Official implementation of the ICLR 2021 paper

Bosch Research

Last update: Dec 28, 2022

Related tags

Deep Learning machine-learning computer-vision deep-learning pytorch gan image-generation multi-modal generative-adversarial-networks oasis image-to-image-translation semantic-image-synthesis iclr2021 label-to-image-translation

Overview

You Only Need Adversarial Supervision for Semantic Image Synthesis

Official PyTorch implementation of the ICLR 2021 paper "You Only Need Adversarial Supervision for Semantic Image Synthesis". The code allows the users to reproduce and extend the results reported in the study.

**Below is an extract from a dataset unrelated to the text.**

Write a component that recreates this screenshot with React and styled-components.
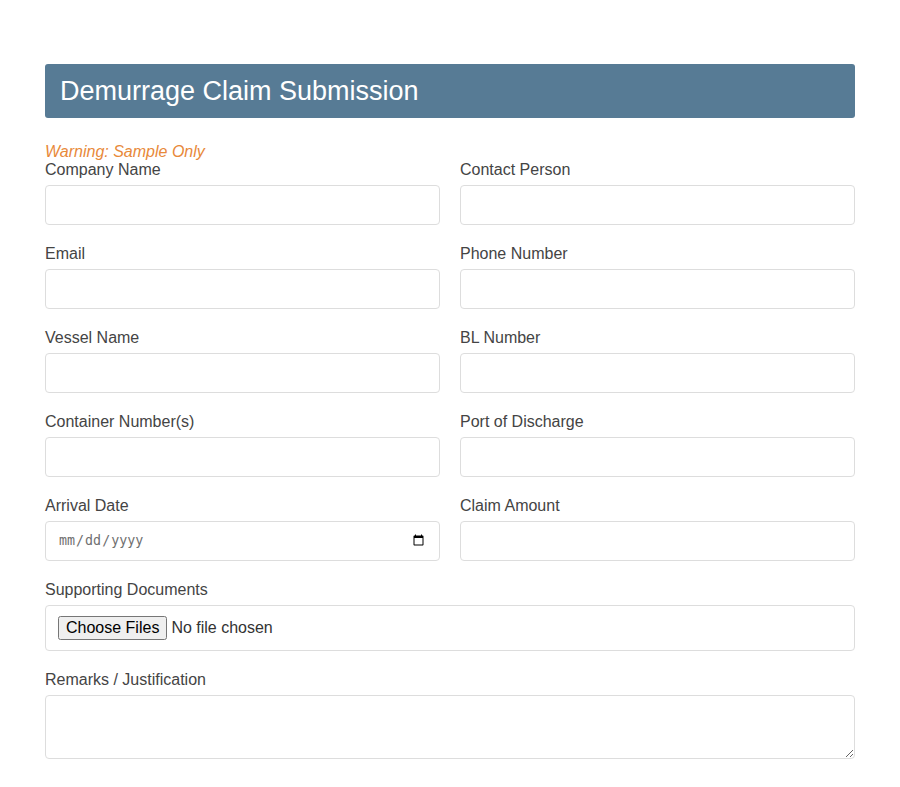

Please cite the paper when reporting, reproducing or extending the results.

[OpenReview] [Arxiv]

Overview

This repository implements the OASIS model, which generates realistic looking images from semantic label maps. In addition, many different images can be generated from any given label map by simply resampling a noise vector (first two rows of the figure below). The model also allows to just resample parts of the image (see the last two rows of the figure below). Check out the paper for details, as well as the appendix, which contains many additional examples.

Setup

First, clone this repository:

git clone https://github.com/boschresearch/OASIS.git
cd OASIS

The code is tested for Python 3.7.6 and the packages listed in oasis.yml. The basic requirements are PyTorch and Torchvision. The easiest way to get going is to install the oasis conda environment via

conda env create --file oasis.yml
source activate oasis

Datasets

For COCO-Stuff, Cityscapes or ADE20K, please follow the instructions for the dataset preparation as outlined in https://github.com/NVlabs/SPADE.

Training the model

To train the model, execute the training scripts in the scripts folder. In these scripts you first need to specify the path to the data folder. Via the --name parameter the experiment can be given a unique identifier. The experimental results are then saved in the folder ./checkpoints, where a new folder for each run is created with the specified experiment name. You can also specify another folder for the checkpoints using the --checkpoints_dir parameter. If you want to continue training, start the respective script with the --continue_train flag. Have a look at config.py for other options you can specify.
Training on 4 NVIDIA Tesla V100 (32GB) is recommended.

Testing the model

To test a trained model, execute the testing scripts in the scripts folder. The --name parameter should correspond to the experiment name that you want to test, and the --checkpoints_dir should the folder where the experiment is saved (default: ./checkpoints). These scripts will generate images from a pretrained model in ./results/name/.

Measuring FID

The FID is computed on the fly during training, using the popular PyTorch FID implementation from https://github.com/mseitzer/pytorch-fid. At the beginning of training, the inception moments of the real images are computed before the actual training loop starts. How frequently the FID should be evaluated is controlled via the parameter --freq_fid, which is set to 5000 steps by default. The inception net that is used for FID computation automatically downloads a pre-trained inception net checkpoint. If that automatic download fails, for instance because your server has restricted internet access, get the checkpoint named pt_inception-2015-12-05-6726825d.pth from here and place it in /utils/fid_folder/. In this case, do not forget to replace load_state_dict_from_url function accordingly.

Pretrained models

The checkpoints for the pre-trained models are available here as zip files. Copy them into the checkpoints folder (the default is ./checkpoints, create it if it doesn't yet exist) and unzip them. The folder structure should be

checkpoints_dir
├── oasis_ade20k_pretrained                   
├── oasis_cityscapes_pretrained  
└── oasis_coco_pretrained

You can generate images with a pre-trained checkpoint via test.py. Using the example of ADE20K:

python test.py --dataset_mode ade20k --name oasis_ade20k_pretrained \
--dataroot path_to/ADEChallenge2016

This script will create a folder named ./results in which the resulting images are saved.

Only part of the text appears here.